… Wherein the protagonist whines briefly about hurdles, but goes on to discuss how to proceed in a useful way.
I hope all of you who celebrate US Thanksgiving had a great one! For me, the beginning of December is the end of a very long and difficult month, full of illness and a long, complicated move into a new apartment. The move is finally finished! The illness is not. It came back. And I do not approve.
Although I did not expect to go as fast as necessary to get all my planned tasks done in the allotted three years, I did very much hope for a strong start. I’m pleased with what I’ve done so far, but I expected to do much more of it. And now, at the one month mark, is the time I planned to step back, examine my progress thus far, and decide if any tweaking is necessary.
The purpose of the reach-for-the-stars timeframe here is to motivate me. The trick is to pick a timeframe short enough that it keeps me working hard, but close enough to realistic that I don’t burn out or start missing the point in order to catch up. Since I don’t want to drop too many of the tasks I’ve picked out, I’m going to extend the timeframe to five years now.
Buck’s Rock Summer Camp
When I was young, my mother was constantly on the lookout for ways to enrich my life and my brother’s. When we were old enough for sleep-away camp, she searched extensively to find the best one. We weren’t quite old enough to go to the place she found for us, so we went to another summer camp for a few years. But eventually we ended up there: Buck’s Rock Summer Camp. And I’m still very glad of it.

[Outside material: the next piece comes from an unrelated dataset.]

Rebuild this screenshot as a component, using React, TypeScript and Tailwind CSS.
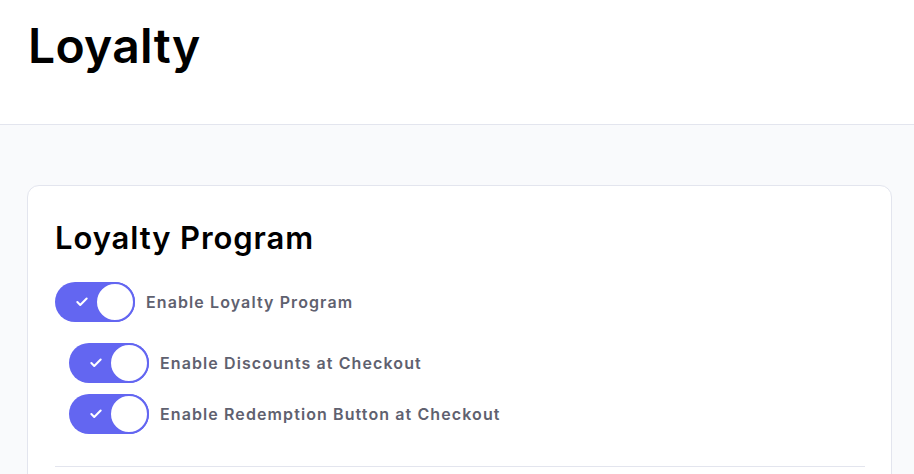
import { Check } from 'lucide-react'

// Loyalty settings page

interface ToggleRowProps {
  label: string
  indent?: boolean
}

function ToggleRow({ label, indent = false }: ToggleRowProps) {
  return (
    <div className={`flex items-center gap-[11px] ${indent ? 'pl-[14px]' : ''}`}>
      <button
        type="button"
        className="relative flex h-10 w-20 shrink-0 items-center rounded-full bg-[#6366f1]"
      >
        <Check className="absolute left-[20px] h-[14px] w-[14px] text-white" strokeWidth={3.5} />
        <span className="ml-auto h-10 w-10 rounded-full border-2 border-[#6366f1] bg-white" />
      </button>
      <span className="text-base font-semibold tracking-[1.1px] text-[#5f616f]">{label}</span>
    </div>
  )
}

export default function App() {
  return (
    <div className="min-h-screen bg-[#f9fafc] font-['Inter',sans-serif]">
      {/* Header */}
      <div className="h-[125px] border-b border-[#e3e5ee] bg-white px-[28px] pt-[14px]">
        <h1 className="text-[48px] font-semibold leading-[64px] tracking-[0.3px] text-black">Loyalty</h1>
      </div>

      {/* Content */}
      <div className="pl-[27px] pr-[22px] pt-[60px]">
        <div className="rounded-xl border border-[#e3e5ee] bg-white pl-[27px] pr-[26px] pt-[32px] pb-8">
          <h2 className="text-[31px] font-semibold leading-[40px] tracking-[0.9px] text-black">Loyalty Program</h2>
          <div className="mt-[24px] flex flex-col">
            <ToggleRow label="Enable Loyalty Program" />
            <div className="mt-[21px] flex flex-col gap-[11px]">
              <ToggleRow label="Enable Discounts at Checkout" indent />
              <ToggleRow label="Enable Redemption Button at Checkout" indent />
            </div>
          </div>
          <div className="mt-[32px] border-t border-[#e3e5ee]" />
          <div className="h-24" />
        </div>
      </div>
    </div>
  )
}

Buck’s Rock is a remarkable place. Founded by Ernst and Ilse Bulova in 1942, the camp was originally a refuge for British children during World War II. Refugees from Austria themselves, Ernst and Ilse strove to make Buck’s Rock more than just a refuge. They had both studied under Maria Montessori and they applied her educational principles at the camp.
Campers are free, during most hours of the day, to choose their own activities, the only restriction being that they have to be working in one of the “shops”. The shops are numerous and include woodworking, glassblowing, sculpture, computers, farming, theater, cooking, etc…. Originally focused on farming and construction, the camp has added more and more of these shops over the years. Today it is branded a “Performing and Creative Arts Camp”. That is indeed its biggest strength, but I prefer to call it an “everything camp”. You can swim, play softball, care for farm animals, program computers, etc….
I have just made preliminary arrangements with the camp’s directors to return to Buck’s Rock and use some of its unique facilities, and hopefully some of its excellent instructors, to complete a fair number of Grok Project tasks. As a camper there, I spent most of my time on photography, theater, and computers. I’m embarrassed to say that I never took the opportunity to do many of the things I’ll be returning for: glassblowing, weaving, metal casting, book binding, block printing, moveable type printing, and possibly sheep shearing or wool processing. Here’s to second chances!
Because the facilities are meant for the campers, I may have to make special arrangements with willing shop counselors to work after hours. I’m also hoping that I can give back to Buck’s Rock by bringing an activity / presentation to the campers about the Grok Project.
I’ll keep you informed as “Buck’s Grok” gets closer. Thanks for reading!